FM: Iran to Enrich Uranium Metal for Peaceful Purposes
TEHRAN (FNA)- The Iranian foreign ministry in a statement underlined that the country intends to produce enriched uranium metal for peaceful goals, including application in Tehran’s research reactor that produces radioisotopes for medical purposes.
Foreign Ministry Spokesman Saeed Khatibzadeh made the remarks on Wednesday, a day after announcement of the prospect by Iran's representative to the international organizations in Vienna, Kazem Qaribabadi. The envoy described the end product as uranium silicide plate enriched to 20-percent purity level.
Khatibzadeh’s comments were meant as a reaction to an earlier joint statement by the UK, France, and Germany, which repeated their alleged “concerns” about Iran’s nuclear activities.
He refuted the statement, saying, “In line with standing procedures, we have [already] informed the International Atomic Energy Agency (IAEA) about this issue (the production process).”
“Contrary to these countries’ claims, this product enjoys peaceful, pharmaceutical, and humanitarian applications, and its production is in no way contradictory to Iran’s [nuclear] non-proliferation and safeguards commitments,” Khatibzadeh said.
The production process is part of the remedial nuclear measures that Iran began to take in 2018, a year after the US left a historic multilateral nuclear agreement with the country and others.
Washington then returned its illegal sanctions against Iran. The European trio bowed to the bans by stopping their trade with Tehran.
Khatibzadeh reminded that the European states were accusing Iran of violating its duties under the nuclear deal—officially known as the Joint Comprehensive Plan of Action (JCPOA)—while they, themselves, had never “gone beyond words” in implementing their own obligations.
“The countries have aligned themselves with the US’s oppressive pressure, enforcing the American extra-territorial and illegal sanctions,” he said.
The spokesman also addressed the US State Department’s similar incessant criticism of the Islamic Republic, calling it “unacceptable.”
He underlined that the “status quo” surrounding the JCPOA had come about as a result of the US’s own unlawful and unilateral steps, saying President Joe Biden’s administration had been keeping up predecessor Donald Trump’s “defeated maximum pressure policy” against the Iranian people.
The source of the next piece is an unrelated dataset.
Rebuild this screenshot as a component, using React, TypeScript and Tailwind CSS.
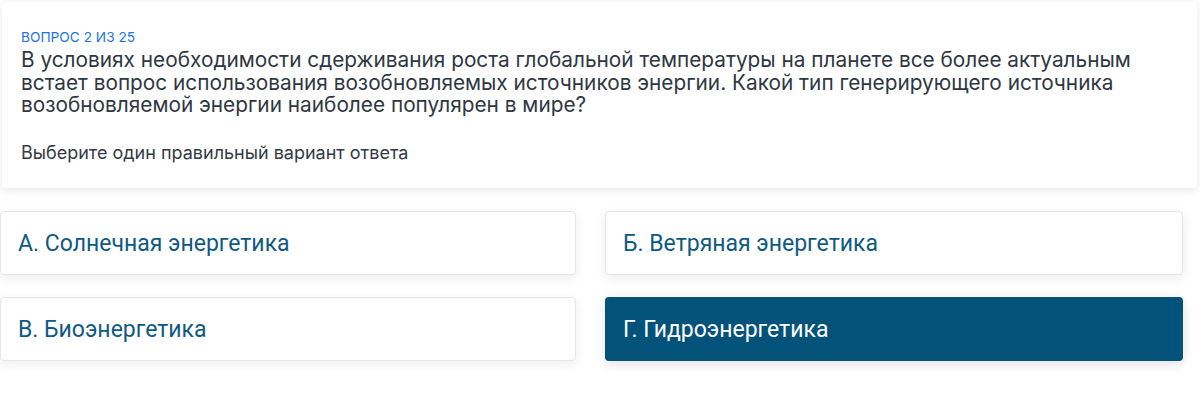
import React from "react";

const options = [
  { label: "А. Солнечная энергетика", active: false },
  { label: "Б. Ветряная энергетика", active: false },
  { label: "В. Биоэнергетика", active: false },
  { label: "Г. Гидроэнергетика", active: true },
];

export default function App() {
  return (
    <div className="w-[1200px] h-[400px] overflow-hidden bg-white font-[family-name:Inter,sans-serif]">
      {/* question card */}
      <div className="ml-[2px] mr-[3px] mt-[2px] h-[186px] rounded bg-white px-[19px] pt-[27px] shadow-[0_2px_10px_rgba(0,0,0,0.10)]">
        <div className="text-[13.7px] leading-[16px] text-[#1a73e8]">ВОПРОС 2 ИЗ 25</div>
        <p className="mt-[4px] text-[20.8px] leading-[22.5px] text-[#2f3742]">
          В условиях необходимости сдерживания роста глобальной температуры на планете все более актуальным
          <br />
          встает вопрос использования возобновляемых источников энергии. Какой тип генерирующего источника
          <br />
          возобновляемой энергии наиболее популярен в мире?
        </p>
        <p className="mt-[26px] text-[18px] leading-[20px] text-[#333a44]">Выберите один правильный вариант ответа</p>
      </div>

      {/* answers */}
      <div className="mt-[23px] grid w-[1183px] grid-cols-[576px_578px] gap-x-[29px] gap-y-[22px]">
        {options.map((o) => (
          <div
            key={o.label}
            className={
              o.active
                ? "flex h-[64px] items-center rounded bg-[#03527a] px-[18px] pt-[2px] font-[family-name:Roboto,sans-serif] text-[23px] text-white shadow-[0_3px_12px_rgba(0,0,0,0.12)]"
                : "flex h-[64px] items-center rounded border border-[#e6e6e6] bg-white px-[17px] pt-[2px] font-[family-name:Roboto,sans-serif] text-[23px] text-[#0f5a82] shadow-[0_3px_12px_rgba(0,0,0,0.08)]"
            }
          >
            {o.label}
          </div>
        ))}
      </div>
    </div>
  );
}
“No one should except Iran to unilaterally observe its JCPOA commitments, while it is under tremendous pressure from the sanctions,” Khatibzadeh said.
The official, however, repeated the country’s assertion that it would stop its remedial measures and restore its cooperation with the IAEA to how it used to be, as soon as the sanctions were lifted.
Qaribabadi said on Tuesday that his country intends to produce enriched uranium metal in the near future, adding that the International Atomic Energy Agency has been informed of Iran's plan.
He added that the uranium silicide plate enriched to 20 percent purity would be used as fuel for a research reactor in the capital, Tehran.
"Research and development regarding this issue with natural uranium began about three months ago. In the new process, a new fuel plate will be produced using 20 percent enriched uranium,” he told reporters.
“This measure, which will significantly improve the quality and quantity of radiopharmaceutical production, will make the Islamic Republic of Iran one of the leading countries in the field of nuclear technology,” the Iranian diplomat added.
Qaribabadi also stressed that IAEA had been informed of the Tehran’s move nine days earlier and the relevant operations had begun right afterwards.
He described the silicide plate as a modern type of nuclear fuel whose technology is only available to a handful of countries.
The IAEA said in a statement on Tuesday that Iran intends to use domestically enriched uranium (U-235) with 20 percent purity as fuel in the Tehran reactor.
"Today, Iran informed the Agency that UO2 (uranium oxide) enriched up to 20% U-235 would be shipped to the R&D laboratory at a plant in Esfahan, where it would be converted to UF4 (uranium tetrafluoride) and then to uranium metal enriched to 20% U-235, before using it to manufacture the fuel," the statement said.
The IAEA also said the process would be a multi-step measure, suggesting that it would take much time.
The US, under former president Donald Trump, unilaterally withdrew participation in the agreement and re-imposed sanctions against Iran, which the accord had lifted.
The Trump administration subsequently launched what it touted as a campaign of “maximum pressure” against Iran, hoping to force the Islamic Republic to accept large-scale limits on its nuclear program and missile work, among other things.
The administration of US President Joe Biden has verbally renounced that policy and admitted to its failure, while expressing a willingness to return to the Iran deal. However, it has so far stopped short of taking any concrete steps to that end and retained the sanctions on the Islamic Republic.